Das Saltburn-Problem
Das Schicksal von Alejandro ist gewiss kein einfaches und kann exemplarisch für das Leben vieler Migranten in den Staaten stehen: Er könnte seine Lebensgrundlage verlieren und als Teil einer Minderheit sogar die Identität. Als er die vakante Stelle bei der giftigen Elizabeth besetzt, wird dies zu seiner letzten Chance im kapitalistischen System der USA. Und dennoch folgt er dem American Dream.
Dass sich dahinter eine perfide Offenbarung versteckt, zeigte schon Saltburn von Emerald Fennell auf erschreckende Weise. Dort wird sich das beliebte Thema der Demaskierung des Kapitalismus ausgesucht und auf wenig zynische, wenig clevere und leer-provokative Weise verhandelt. Durch die Aufrechterhaltung des Etablierten und die visuelle Anbiederung an eine vorher ausgelotete Zielgruppe bestärkt er das zu verurteilende System regelrecht.
In Problemista geschieht ähnliches, auch wenn der Protagonist zunächst vor den Hürden eines diskriminierenden Kapitalismus steht. Letztendlich entscheidet sich Alejandro jedoch für den vorgelebten Weg, um zum Arbeiter der eigenen Baustelle zu werden. Hier wird, trotz der quietsch-bunten Zwischenräumen, keine Gegenwelt aufgetan oder Umstände hinterfragt. Lediglich die Identitätssuche eines Individuums im Kunstbetrieb und die intersektionale Perspektive werden zu einem interessanten Aspekt. Doch die scheinheilige Prämisse eines zweifelnden Migranten in einer Metropole stagniert. Nichts funktioniert im Kapitalismus besser als die Kritik am Kapitalismus.

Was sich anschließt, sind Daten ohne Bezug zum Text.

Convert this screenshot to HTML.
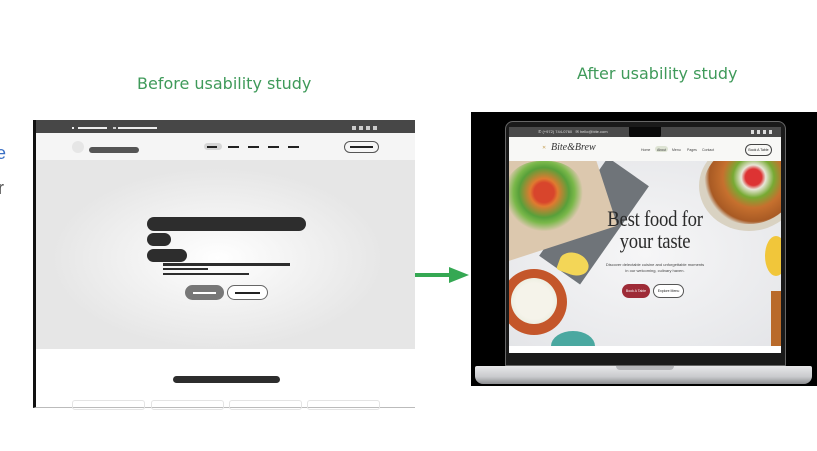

Julio Torres versucht mit seinem ambitionierten und überladenen Debüt, einem Erfolgsfilm nachzueifern. Gelungen ist die Darstellung der skurril-ulkigen Figuren und die unerschütterliche Präsenz von Tilda Swinton. Leider wirkt die scheinheilige Kapitalismus-Kritik und die halbgare Satire auf den Kunstmarkt wie seit Jahrzehnten eingefroren.